Bundeswehr:Die Fähigkeitslücke

Ein Kuriosum: Deutschland liefert der Ukraine in Form der Flugabwehrpanzern eine Technologie, die der Bundeswehr selbst fehlt.

Kommentar von Joachim Käppner

Am Anfang wollten die Deutschen nur "Verteidigungswaffen" für den Existenzkampf der Ukraine liefern. Das sollte wohl moralisch unbedenklicher klingen. Die meisten Kriegswaffen lassen sich freilich zur Defensive wie zur Offensive gleichermaßen gebrauchen, andernfalls hätte, nur zum Beispiel, die ihr Land verteidigende Rote Armee die Wehrmacht 1942 bei Stalingrad nicht durch einen Großangriff besiegen können. Auch der mit Schnellfeuergeschützen ausgestattete Flugabwehrpanzer Gepard ist daher für beides zu gebrauchen - oder wäre es, hätte die Bundeswehr das betagte Gefährt nicht bereits vor zwölf Jahren ausgemustert.

Erstaunlicherweise hat die Industrie noch eine Anzahl der Stahlkolosse behalten, die jetzt an die Ukraine gehen sollen. Unabhängig von der ungeklärten Frage, ob es überhaupt noch genug Ersatzteile und Munition dafür gibt, was das Gerät den von Putins Mordfeldzug bedrängten Ukrainern also wirklich nutzt: Deutschland liefert der Ukraine eine Waffentechnik, über die es selbst so gut wie nicht mehr verfügt. Dieses Kuriosum zeigt pars pro toto, wie stiefmütterlich die Bundeswehr spätestens seit Beginn der Ära Merkel behandelt wurde: Die Gepard-Panzer wurden niemals ersetzt, weil die Politik die Landes- und Bündnisverteidigung damals als so was von gestern betrachtete und Auslandseinsätze als einziges Gebot der Stunde galten. Ähnliche, aber hochmoderne Systeme wie Mantis kamen nur in so winzigen Stückzahlen zur Truppe, dass sie im Verteidigungsfall wenig ausrichten würden. Für solche Mängel hat die Bundeswehr ein eigenes Wort geprägt: die Fähigkeitslücke.
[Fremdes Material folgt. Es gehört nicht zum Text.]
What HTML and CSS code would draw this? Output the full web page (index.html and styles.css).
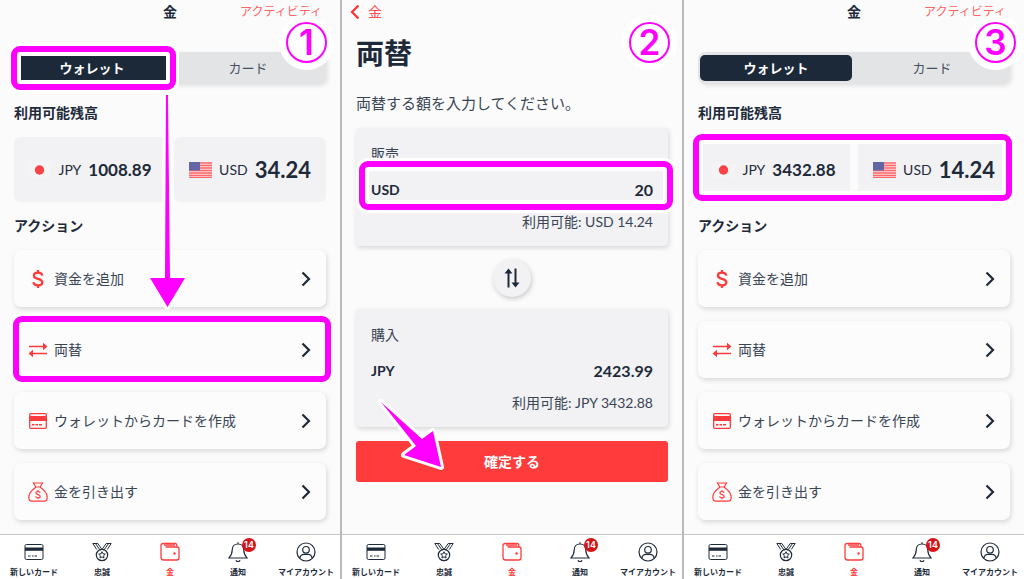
FILE: index.html
```html
<!DOCTYPE html>
<html lang="ja">
<head>
    <meta charset="UTF-8">
    <meta name="viewport" content="width=device-width, initial-scale=1.0">
    <title>両替の手順</title>
    <link rel="stylesheet" href="styles.css">
</head>
<body>
    <!-- shared icons -->
    <svg class="sprite" aria-hidden="true">
        <symbol id="chevron" viewBox="0 0 10 16"><path d="M1.5 1.5 8 8l-6.500 6.500" fill="none" stroke="currentColor" stroke-width="2.200"/></symbol>
        <symbol id="dollar" viewBox="0 0 20 20"><path d="M14.300 6.600C14 4.700 12.400 3.700 10 3.700c-2.500 0-4.100 1.100-4.100 3 0 4.300 8.400 2 8.400 6.500 0 2-1.700 3.100-4.300 3.100-2.600 0-4.300-1.200-4.500-3.200M10 1v2.700M10 16.300V19" fill="none" stroke="currentColor" stroke-width="2.300"/></symbol>
        <symbol id="exchange" viewBox="0 0 20 20"><path d="M1 6.500h15M19 13.500H4" fill="none" stroke="currentColor" stroke-width="1.700"/><path d="M15 2.700l4.500 3.800-4.500 3.800zM5 9.700.5 13.500 5 17.300z" fill="currentColor"/></symbol>
        <symbol id="card-fill" viewBox="0 0 20 20"><rect x="1.700" y="2.700" width="16.600" height="14.600" rx="1" fill="none" stroke="currentColor" stroke-width="1.300"/><path d="M1 5h18v5H1z" fill="currentColor"/><path d="M4 13.700h2.500M7.500 13.700H10M11 13.700h3" fill="none" stroke="currentColor" stroke-width="1.500"/></symbol>
        <symbol id="bag" viewBox="0 0 20 20"><path d="M5.500 1h9l-2.300 4H7.800zM7.300 5h5.400M7.800 5.200C4 7.800.8 11.500.8 15.500c0 2.300 1.200 3.600 3.200 3.600h12c2 0 3.200-1.300 3.200-3.600 0-4-3.200-7.700-7-10.300" fill="none" stroke="currentColor" stroke-width="1.200"/><path d="M12.200 10.800c-.3-.9-1.100-1.300-2.200-1.300-1.200 0-2.100.5-2.100 1.500 0 2.100 4.300 1.100 4.300 3.200 0 1-.9 1.600-2.200 1.600s-2.200-.6-2.300-1.600M10 8v1.500M10 15.800v1.500" fill="none" stroke="currentColor" stroke-width="1.200"/></symbol>
        <symbol id="card" viewBox="0 0 20 20"><rect x="1" y="2.500" width="18" height="15" rx="1.500" fill="none" stroke="currentColor"/><path d="M1 5.500h18v3.300H1z" fill="currentColor"/><path d="M4 14h2.500M8 14h1.500M10.500 14H13" fill="none" stroke="currentColor" stroke-width="1.200"/></symbol>
        <symbol id="medal" viewBox="0 0 20 20"><path d="M4.700 7.500.8 1.500h5l4.200 6 4.200-6h5l-3.900 6M3.500 1.500l4.800 7M16.500 1.500l-4.800 7" fill="none" stroke="currentColor"/><circle cx="10" cy="13" r="5.700" fill="none" stroke="currentColor" stroke-width="1.200"/><path d="m10 9.700 1 2.100 2.300.3-1.700 1.600.4 2.300-2-1.100L8 16l.4-2.300-1.700-1.600 2.300-.3z" fill="none" stroke="currentColor"/></symbol>
        <symbol id="wallet" viewBox="0 0 20 20"><path d="M16.800 5V3.200c0-1.100-.6-1.700-1.700-1.700H3.300C1.800 1.500 1 2.300 1 3.300v12C1 17 2 18 3.700 18h13c1.500 0 2.300-.8 2.300-2.300V7c0-1.300-.8-2-2.100-2H5.500M4 3.200h11" fill="none" stroke="currentColor" stroke-width="1.300"/><circle cx="14.500" cy="11.500" r="1.200" fill="currentColor"/></symbol>
        <symbol id="bell" viewBox="0 0 20 20"><path d="M10 2c-3.700 0-5.800 2.500-5.800 6 0 4.500-1.200 5.800-3.200 8h18c-2-2.200-3.200-3.500-3.200-8 0-3.500-2.100-6-5.800-6zM10 .2V2M8 18.200c.3.900 1 1.400 2 1.400s1.700-.5 2-1.400" fill="none" stroke="currentColor" stroke-width="1.200"/></symbol>
        <symbol id="person" viewBox="0 0 20 20"><g fill="none" stroke="currentColor" stroke-width="1.200"><circle cx="10" cy="10" r="9"/><circle cx="10" cy="7.800" r="3.300"/><path d="M3.800 16.400c.4-2.600 2-4 4.200-4h4c2.200 0 3.800 1.400 4.200 4"/></g></symbol>
        <symbol id="us-flag" viewBox="0 0 23 16"><rect width="23" height="16" fill="#fbdcdd"/><path d="M0 1h23M0 3.500h23M0 6h23M0 8.500h23M0 11h23M0 13.300h23M0 15.500h23" stroke="#ff686b" stroke-width="1.300"/><rect width="11" height="8.500" fill="#6266a5"/></symbol>
        <symbol id="jp-flag" viewBox="0 0 23 16"><rect width="23" height="16" fill="#f5f4f5"/><circle cx="11.500" cy="8" r="4.700" fill="#fb4347"/></symbol>
    </svg>

    <main class="steps">
        <section class="screen">
            <header class="topbar">
                <h1>金</h1>
                <a href="#" class="activity">アクティビティ</a>
            </header>
            <div class="content">
                <div class="tabs">
                    <div class="tab-slot marked">
                        <button class="tab active">ウォレット</button>
                        <span class="mark mark-tab"></span>
                    </div>
                    <div class="tab-slot"><button class="tab">カード</button></div>
                </div>
                <h2>利用可能残高</h2>
                <div class="balances">
                    <div class="balance"><svg class="flag"><use href="#jp-flag"/></svg><span>JPY</span><b>1008.89</b></div>
                    <div class="balance main"><svg class="flag"><use href="#us-flag"/></svg><span>USD</span><b>34.24</b></div>
                </div>
                <h2>アクション</h2>
                <ul class="actions">
                    <li><button class="action"><svg class="icon"><use href="#dollar"/></svg>資金を追加<svg class="chevron"><use href="#chevron"/></svg></button></li>
                    <li class="marked"><button class="action"><svg class="icon"><use href="#exchange"/></svg>両替<svg class="chevron"><use href="#chevron"/></svg></button><span class="mark mark-action"></span></li>
                    <li><button class="action"><svg class="icon"><use href="#card-fill"/></svg>ウォレットからカードを作成<svg class="chevron"><use href="#chevron"/></svg></button></li>
                    <li><button class="action"><svg class="icon"><use href="#bag"/></svg>金を引き出す<svg class="chevron"><use href="#chevron"/></svg></button></li>
                </ul>
            </div>
            <nav class="bottom-nav">
                <a href="#"><svg class="icon"><use href="#card"/></svg>新しいカード</a>
                <a href="#"><svg class="icon"><use href="#medal"/></svg>忠誠</a>
                <a href="#" class="current"><svg class="icon"><use href="#wallet"/></svg>金</a>
                <a href="#"><svg class="icon"><use href="#bell"/></svg>通知<span class="count">14</span></a>
                <a href="#"><svg class="icon"><use href="#person"/></svg>マイアカウント</a>
            </nav>
            <svg class="arrow arrow-down" viewBox="0 0 44 222"><path d="M21 5h2l2 183h15L22.500 217 5 188h15z"/></svg>
            <span class="step-no step-one">1</span>
        </section>

        <section class="screen">
            <header class="topbar">
                <a href="#" class="back"><svg class="chevron"><use href="#chevron"/></svg>金</a>
            </header>
            <div class="content">
                <h1 class="title">両替</h1>
                <p class="lead">両替する額を入力してください。</p>
                <div class="amount-card">
                    <p>販売</p>
                    <div class="amount marked">
                        <label for="sell">USD</label>
                        <input type="text" id="sell" value="20">
                        <span class="mark mark-amount"></span>
                    </div>
                    <p class="available">利用可能: USD 14.24</p>
                </div>
                <button class="swap" aria-label="入れ替え">
                    <svg viewBox="0 0 16 20"><path d="M4.500 19.500V4M11.500.5V16" fill="none" stroke="currentColor" stroke-width="2"/><path d="M.5 5.500 4.500.5l4 5zM7.500 14.500l4 5 4-5z" fill="currentColor"/></svg>
                </button>
                <div class="amount-card">
                    <p>購入</p>
                    <div class="amount">
                        <label for="buy">JPY</label>
                        <input type="text" id="buy" value="2423.99">
                    </div>
                    <p class="available">利用可能: JPY 3432.88</p>
                </div>
                <button class="confirm">確定する</button>
            </div>
            <nav class="bottom-nav">
                <a href="#"><svg class="icon"><use href="#card"/></svg>新しいカード</a>
                <a href="#"><svg class="icon"><use href="#medal"/></svg>忠誠</a>
                <a href="#" class="current"><svg class="icon"><use href="#wallet"/></svg>金</a>
                <a href="#"><svg class="icon"><use href="#bell"/></svg>通知<span class="count">14</span></a>
                <a href="#"><svg class="icon"><use href="#person"/></svg>マイアカウント</a>
            </nav>
            <svg class="arrow arrow-confirm" viewBox="0 0 74 76"><path d="m8 6 41 37 11-8 8 36-37-12 12-9z"/></svg>
            <span class="step-no step-two">2</span>
        </section>

        <section class="screen">
            <header class="topbar">
                <h1>金</h1>
                <a href="#" class="activity">アクティビティ</a>
            </header>
            <div class="content">
                <div class="tabs">
                    <div class="tab-slot"><button class="tab active">ウォレット</button></div>
                    <div class="tab-slot"><button class="tab">カード</button></div>
                </div>
                <h2>利用可能残高</h2>
                <div class="balances marked">
                    <div class="balance"><svg class="flag"><use href="#jp-flag"/></svg><span>JPY</span><b>3432.88</b></div>
                    <div class="balance main"><svg class="flag"><use href="#us-flag"/></svg><span>USD</span><b>14.24</b></div>
                    <span class="mark mark-balances"></span>
                </div>
                <h2>アクション</h2>
                <ul class="actions">
                    <li><button class="action"><svg class="icon"><use href="#dollar"/></svg>資金を追加<svg class="chevron"><use href="#chevron"/></svg></button></li>
                    <li><button class="action"><svg class="icon"><use href="#exchange"/></svg>両替<svg class="chevron"><use href="#chevron"/></svg></button></li>
                    <li><button class="action"><svg class="icon"><use href="#card-fill"/></svg>ウォレットからカードを作成<svg class="chevron"><use href="#chevron"/></svg></button></li>
                    <li><button class="action"><svg class="icon"><use href="#bag"/></svg>金を引き出す<svg class="chevron"><use href="#chevron"/></svg></button></li>
                </ul>
            </div>
            <nav class="bottom-nav">
                <a href="#"><svg class="icon"><use href="#card"/></svg>新しいカード</a>
                <a href="#"><svg class="icon"><use href="#medal"/></svg>忠誠</a>
                <a href="#" class="current"><svg class="icon"><use href="#wallet"/></svg>金</a>
                <a href="#"><svg class="icon"><use href="#bell"/></svg>通知<span class="count">14</span></a>
                <a href="#"><svg class="icon"><use href="#person"/></svg>マイアカウント</a>
            </nav>
            <span class="step-no step-three">3</span>
        </section>
    </main>
</body>
</html>
```
FILE: styles.css
```css
* {
    box-sizing: border-box;
}
body {
    margin: 0;
    background-color: #b9b9bb;
    color: #1e2a3a;
    font-family: Lato, "Noto Sans CJK JP", sans-serif;
    font-size: 14px;
    line-height: 20px;
}
h1, h2, p, ul {
    margin: 0;
    padding: 0;
}
button, input {
    font: inherit;
    color: inherit;
    border: none;
    padding: 0;
}
button {
    cursor: pointer;
}
a {
    color: inherit;
    text-decoration: none;
}
.sprite {
    position: absolute;
    width: 0;
    height: 0;
}
.steps {
    display: grid;
    grid-template-columns: repeat(3, 1fr);
    gap: 2px;
    min-height: 100vh;
}
.screen {
    position: relative;
    display: flex;
    flex-direction: column;
    min-width: 0;
    background-color: #fbfbfc;
}
.content {
    flex: 1;
    padding: 0 14px;
}

/* Top bar */
.topbar {
    display: grid;
    grid-template-columns: 1fr auto 1fr;
    align-items: center;
    height: 24px;
}
.topbar h1 {
    grid-column: 2;
    font-size: 14px;
}
.activity {
    padding-right: 18px;
    font-size: 12px;
    text-align: right;
    color: #ff6464;
}
.back {
    display: flex;
    align-items: center;
    gap: 8px;
    padding-left: 8px;
    color: #ff5053;
}
.back .chevron {
    transform: rotate(180deg);
    color: #ff3336;
}

/* Wallet / card tabs */
.tabs {
    display: grid;
    grid-template-columns: 1fr 1fr;
    margin-top: 28px;
    background-color: #e3e4e6;
    border-radius: 8px;
    box-shadow: 2px 2px 4px rgba(0, 0, 0, 0.1);
}
.tab-slot {
    padding: 3px 2px;
}
.tab {
    width: 100%;
    height: 26px;
    font-size: 13px;
    background: none;
    border-radius: 5px;
    color: #465060;
}
.tab.active {
    background-color: #1c2939;
    color: white;
    font-weight: bold;
}

h2 {
    margin: 19px 0 14px;
    font-size: 14px;
    font-weight: 700;
}
.balances + h2 {
    margin-top: 14px;
}

/* Balances */
.balances {
    display: grid;
    grid-template-columns: 1fr 1fr;
    gap: 8px;
}
.balance {
    display: flex;
    align-items: center;
    justify-content: center;
    gap: 7px;
    height: 65px;
    background-color: #f2f2f4;
    border-radius: 6px;
    white-space: nowrap;
}
.balance b {
    font-size: 17px;
}
.balance.main b {
    font-size: 22px;
}
.flag {
    width: 23px;
    height: 16px;
}

/* Actions */
.actions {
    display: grid;
    gap: 14px;
    list-style: none;
}
.action {
    display: flex;
    align-items: center;
    gap: 6px;
    width: 100%;
    height: 57px;
    padding: 0 15px 0 14px;
    background-color: #fcfcfd;
    border-radius: 7px;
    box-shadow: 1px 2px 5px rgba(0, 0, 0, 0.15);
    color: #3a4554;
}
.icon {
    width: 20px;
    height: 20px;
    color: #ff3b3b;
}
.chevron {
    width: 10px;
    height: 16px;
    color: #1e2a3a;
}
.action .chevron {
    margin-left: auto;
}

/* Exchange form */
.title {
    margin-top: 11px;
    font-size: 28px;
    line-height: 36px;
}
.lead {
    margin: 20px 0 13px;
    font-size: 15px;
    line-height: 24px;
    color: #3a4554;
}
.amount-card {
    padding: 16px 15px 14px;
    background-color: #f2f2f4;
    border-radius: 4px;
    box-shadow: 1px 2px 5px rgba(0, 0, 0, 0.15);
    color: #3a4554;
}
.amount {
    display: flex;
    align-items: center;
    height: 30px;
    margin: 11px 0 7px;
    color: #1e2a3a;
    font-weight: bold;
}
.amount input {
    flex: 1;
    min-width: 0;
    background: none;
    font-size: 16px;
    text-align: right;
}
.available {
    text-align: right;
}
.swap {
    display: grid;
    place-items: center;
    width: 38px;
    height: 38px;
    margin: 13px auto 12px;
    background-color: #f2f2f4;
    border-radius: 50%;
    box-shadow: 1px 2px 5px rgba(0, 0, 0, 0.2);
}
.swap svg {
    width: 16px;
    height: 20px;
}
.confirm {
    width: 100%;
    height: 41px;
    margin-top: 14px;
    background-color: #ff3b3b;
    border-radius: 3px;
    color: white;
    font-weight: bold;
}

/* Bottom navigation */
.bottom-nav {
    display: grid;
    grid-template-columns: repeat(5, 1fr);
    height: 45px;
    background-color: white;
    border-top: 1px solid #c6c7ca;
}
.bottom-nav a {
    position: relative;
    display: flex;
    flex-direction: column;
    align-items: center;
    gap: 4px;
    padding-top: 7px;
    font-size: 8px;
    font-weight: bold;
    line-height: 12px;
    white-space: nowrap;
}
.bottom-nav .icon {
    color: inherit;
}
.bottom-nav .current {
    color: #ff3b3b;
}
.count {
    position: absolute;
    top: 3px;
    left: 50%;
    width: 14px;
    height: 14px;
    margin-left: 4px;
    background-color: #d5141a;
    border-radius: 50%;
    color: white;
    font-family: Inter, sans-serif;
    font-size: 9px;
    font-weight: 600;
    line-height: 14px;
    text-align: center;
}

/* Guide marks drawn over the screens */
.marked {
    position: relative;
}
.mark {
    position: absolute;
    border: 6px solid #ff00ff;
    border-radius: 9px;
    box-shadow: 0 0 0 3px white, inset 0 0 0 4px white;
    pointer-events: none;
}
.mark-tab {
    inset: -6px -6px -6px -3px;
}
.mark-action {
    inset: -5px -5px -4px -1px;
}
.mark-amount {
    inset: -14px -20px -5px -12px;
}
.mark-balances {
    inset: -3px -2px 1px -5px;
}
.arrow {
    position: absolute;
    fill: #ff00ff;
    stroke: white;
    stroke-width: 6px;
    stroke-linejoin: round;
    paint-order: stroke;
    pointer-events: none;
}
.arrow-down {
    top: 90px;
    left: 145px;
    width: 44px;
    height: 222px;
}
.arrow-confirm {
    top: 396px;
    left: 31px;
    width: 74px;
    height: 76px;
}
.step-no {
    position: absolute;
    top: 22px;
    width: 41px;
    height: 41px;
    background-color: white;
    border: 2px solid #ff00ff;
    border-radius: 50%;
    box-shadow: 0 0 0 7px white;
    color: #ff00ff;
    font-family: Inter, sans-serif;
    font-size: 35px;
    font-weight: 600;
    line-height: 37px;
    text-align: center;
}
.step-one {
    right: 13px;
}
.step-two {
    right: 12px;
}
.step-three {
    right: 8px;
}
```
In der Ausrüstung, soll das bedeuten, klafft eine Lücke, welche die Armee unfähig macht, eine bestimmte Aufgabe zu erfüllen, selbst wenn diese Aufgabe eigentlich unverzichtbar wäre - wie die eigenen Truppen mit Schnellfeuerkanonen gegen angreifende Hubschrauber, Drohnen und Tiefflieger zu schützen. Die Bundeswehr braucht die 100 Milliarden Sondervermögen wirklich dringend.